---------- Source data
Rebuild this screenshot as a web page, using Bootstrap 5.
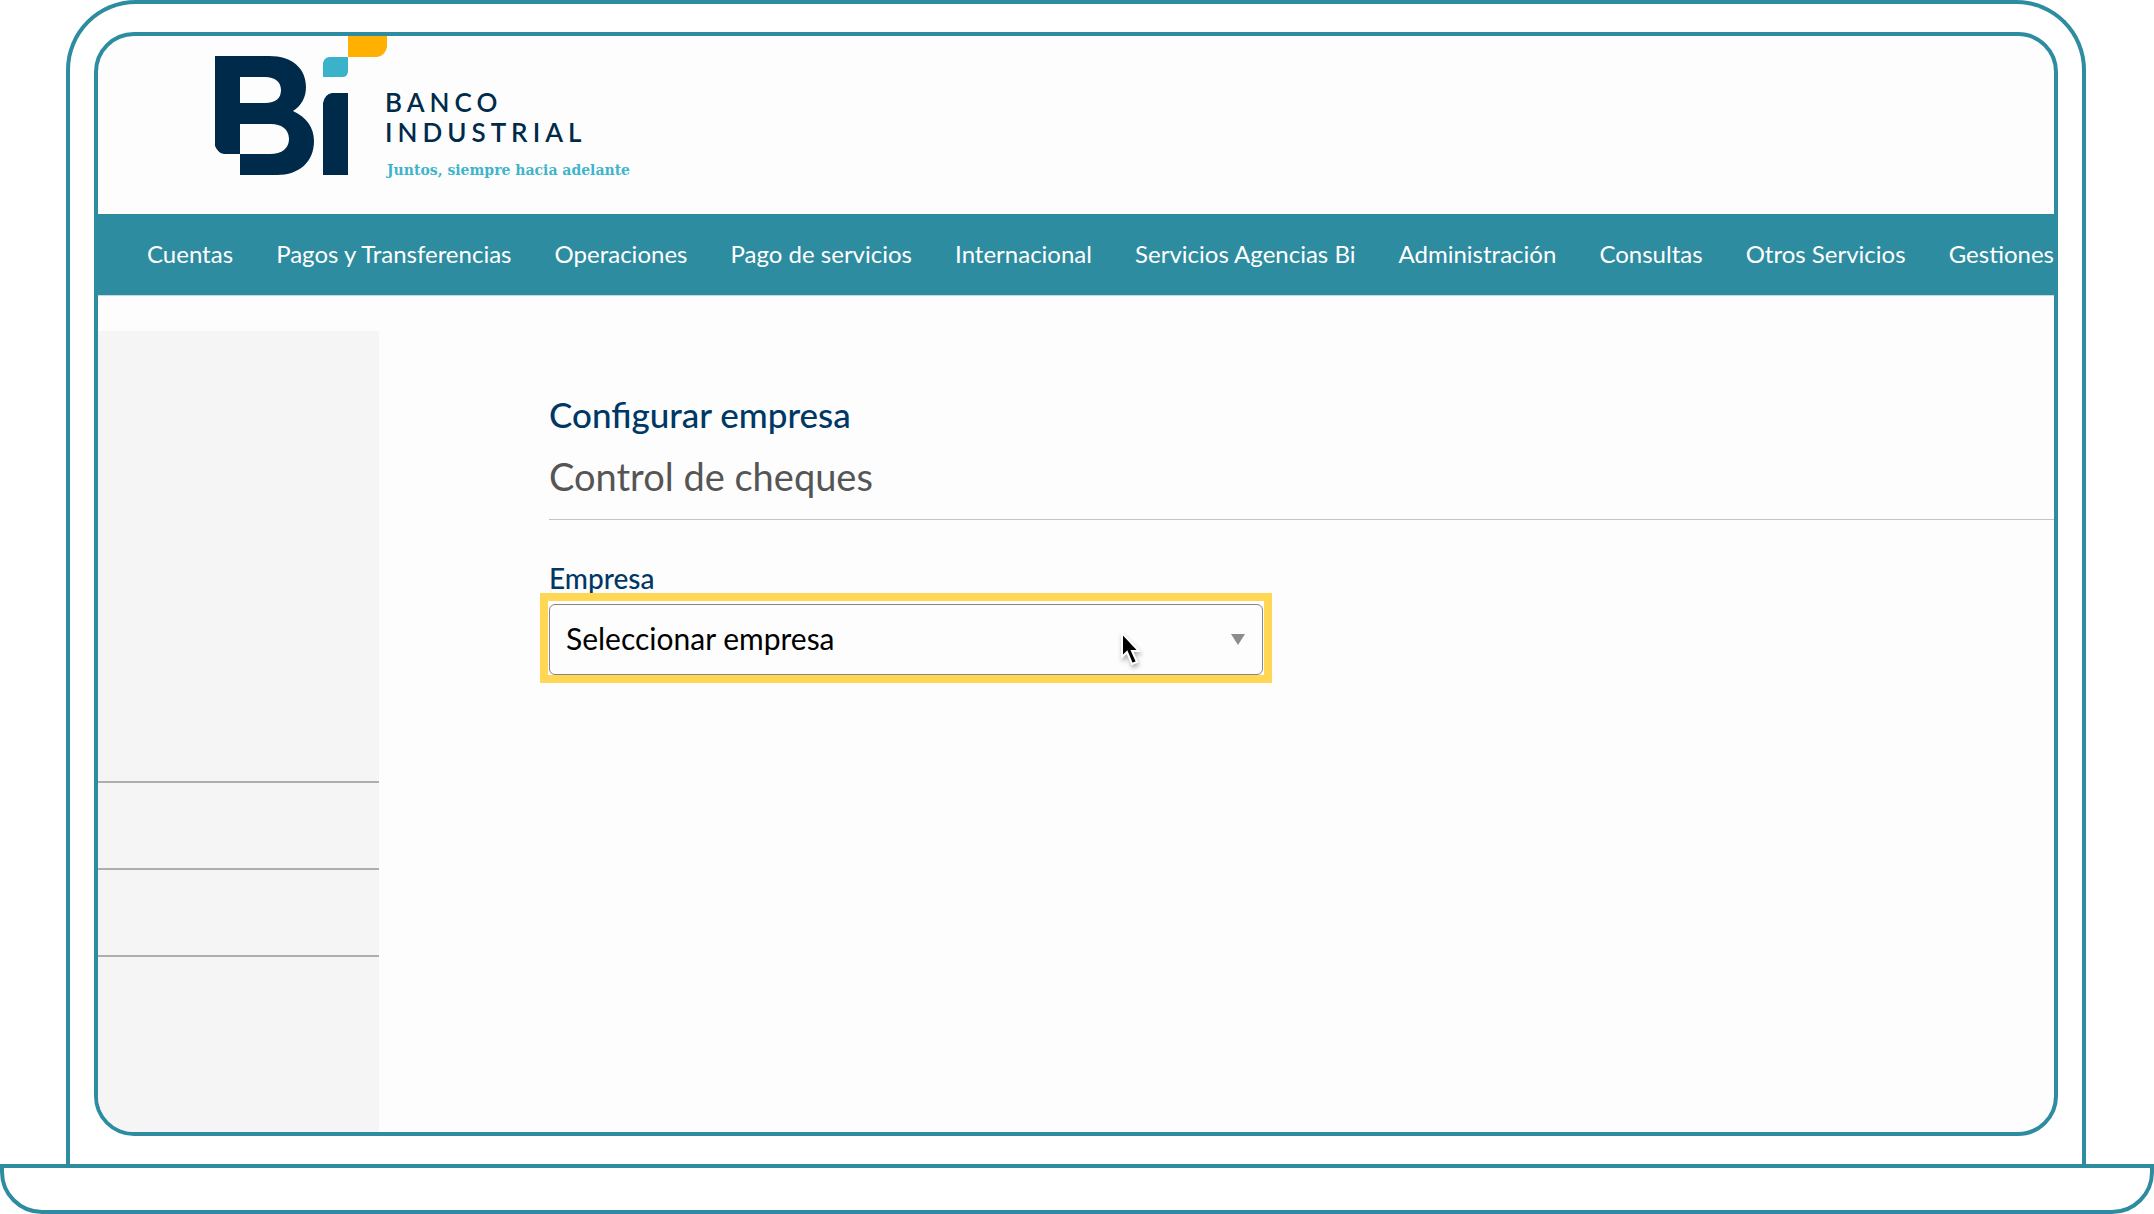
<!DOCTYPE html>
<html lang="es">
<head>
<meta charset="utf-8">
<meta name="viewport" content="width=device-width, initial-scale=1">
<title>Banco Industrial - Configurar empresa</title>
<link href="https://cdn.jsdelivr.net/npm/bootstrap@5.3.0/dist/css/bootstrap.min.css" rel="stylesheet">
<style>
:root { --teal: #2d8ca0; --navy: #002a4a; --heading: #003865; --paper: #fdfdfd; }
body { font-family: Lato, "Open Sans", sans-serif; background: #fff; color: #000; }
.device-lid { margin: 0 68px 0 66px; padding: 28px 24px; border: 4px solid var(--teal); border-bottom: 0; border-radius: 70px 70px 0 0; }
.device-base { height: 50px; border: 4px solid var(--teal); border-radius: 0 0 42px 42px; }
.device-screen { border: 4px solid var(--teal); border-radius: 40px; background: var(--paper); }
.brand-bar { height: 178px; padding-left: 117px; }
.brand-mark { width: 172px; height: 140px; }
.brand-name { color: var(--navy); font-size: 26px; line-height: 30px; font-weight: 600; letter-spacing: 5px; margin: 51px 0 0 -2px; }
.brand-motto { color: #3fb4cb; font-family: "DejaVu Serif", serif; font-size: 14px; line-height: 20px; font-weight: 700; margin-top: 13px; }
.main-menu { height: 82px; padding: 0 0 2px 49px; background: var(--teal); border-bottom: 1px solid #c9d9e4; }
.main-menu .nav-link { color: #fff; font-size: 24px; line-height: 32px; padding: 0; white-space: nowrap; }
.side-panel { width: 281px; margin-top: 35px; padding-top: 450px; background: #f5f5f5; }
.side-slot { height: 87px; border-top: 2px solid #aeaeae; }
.work-area { padding: 98px 0 0 170px; }
.page-title { color: var(--heading); font-size: 35px; line-height: 40px; font-weight: 500; margin: 0 0 20px; }
.page-subtitle { color: #555; font-size: 38px; line-height: 44px; font-weight: 400; margin: 0 0 43px; padding-bottom: 21px; border-bottom: 1px solid #c4c4c4; }
.field-label { color: var(--heading); font-size: 28px; line-height: 30px; font-weight: 500; }
.field-focus { width: 732px; max-width: 100%; margin-left: -9px; padding: 3px 1px 0; border: 8px solid #ffd755; background: #fff; }
.company-select { height: 71px; padding: 0 48px 2px 16px; font-size: 30px; color: #000; border: 1px solid #858585; border-radius: 6px; background-color: var(--paper);
  background-image: url("data:image/svg+xml,%3Csvg xmlns='http://www.w3.org/2000/svg' viewBox='0 0 14 11'%3E%3Cpath d='M0 0h14L7 11z' fill='%238c8c8c'/%3E%3C/svg%3E"); background-size: 14px 11px; background-position: right 17px center; }
.pointer { left: 571px; top: 30px; width: 28px; height: 40px; filter: drop-shadow(1px 3px 2px rgba(0,0,0,.3)); }
</style>
<script src="https://cdn.jsdelivr.net/npm/bootstrap@5.3.0/dist/js/bootstrap.bundle.min.js" defer></script>
</head>
<body>
<div class="d-flex flex-column min-vh-100">
  <div class="device-lid d-flex flex-column flex-grow-1">
    <div class="device-screen d-flex flex-column flex-grow-1 overflow-hidden">
      <header class="brand-bar d-flex align-items-start">
        <svg class="brand-mark flex-shrink-0" viewBox="0 0 172 140" role="img" aria-label="Bi">
          <path fill="#002a4a" fill-rule="evenodd" d="M0 20H54C78 20 91 33 91 51C91 62 86 70 78 75C91 81 99 91 99 105C99 126 84 139 62 139H25V118H9Q3 117 0 110ZM25 41V67H50C61 67 66 62 66 54C66 46 60 41 50 41ZM25 88V118H55C67 118 74 112 74 103C74 93 66 88 56 88Z"/>
          <path fill="#002a4a" d="M117 57H133V139H108V67Q110 58 117 57Z"/>
          <path fill="#39b2ca" d="M114 21H133V36Q132 41 128 41H108V27Q109 22 114 21Z"/>
          <path fill="#ffb000" d="M133 0H172V11Q170 20 162 21H133Z"/>
        </svg>
        <div>
          <div class="brand-name">BANCO<br>INDUSTRIAL</div>
          <div class="brand-motto">Juntos, siempre hacia adelante</div>
        </div>
      </header>
      <nav class="main-menu d-flex align-items-center justify-content-between" aria-label="Principal">
        <a class="nav-link" href="#">Cuentas</a>
        <a class="nav-link" href="#">Pagos y Transferencias</a>
        <a class="nav-link" href="#">Operaciones</a>
        <a class="nav-link" href="#">Pago de servicios</a>
        <a class="nav-link" href="#">Internacional</a>
        <a class="nav-link" href="#">Servicios Agencias Bi</a>
        <a class="nav-link" href="#">Administración</a>
        <a class="nav-link" href="#">Consultas</a>
        <a class="nav-link" href="#">Otros Servicios</a>
        <a class="nav-link" href="#">Gestiones</a>
      </nav>
      <div class="d-flex flex-grow-1">
        <aside class="side-panel flex-shrink-0">
          <div class="side-slot"></div>
          <div class="side-slot"></div>
          <div class="side-slot"></div>
        </aside>
        <main class="work-area flex-grow-1">
          <h1 class="page-title">Configurar empresa</h1>
          <h2 class="page-subtitle">Control de cheques</h2>
          <label class="field-label d-block" for="empresa">Empresa</label>
          <div class="field-focus position-relative">
            <select class="form-select company-select" id="empresa">
              <option>Seleccionar empresa</option>
            </select>
            <svg class="pointer position-absolute pe-none" viewBox="0 0 28 40" aria-hidden="true">
              <path d="M3 2V26L8 21L13 33L18 31L13 20H20Z" fill="#000" stroke="#fff" stroke-width="2"/>
            </svg>
          </div>
        </main>
      </div>
    </div>
  </div>
  <div class="device-base"></div>
</div>
</body>
</html>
--------------------
* _Problem to work on_
Copy out every line of the data that includes the word "page".

* _The solution_
Rebuild this screenshot as a web page, using Bootstrap 5.
.page-title { color: var(--heading); font-size: 35px; line-height: 40px; font-weight: 500; margin: 0 0 20px; }
.page-subtitle { color: #555; font-size: 38px; line-height: 44px; font-weight: 400; margin: 0 0 43px; padding-bottom: 21px; border-bottom: 1px solid #c4c4c4; }
          <h1 class="page-title">Configurar empresa</h1>
          <h2 class="page-subtitle">Control de cheques</h2>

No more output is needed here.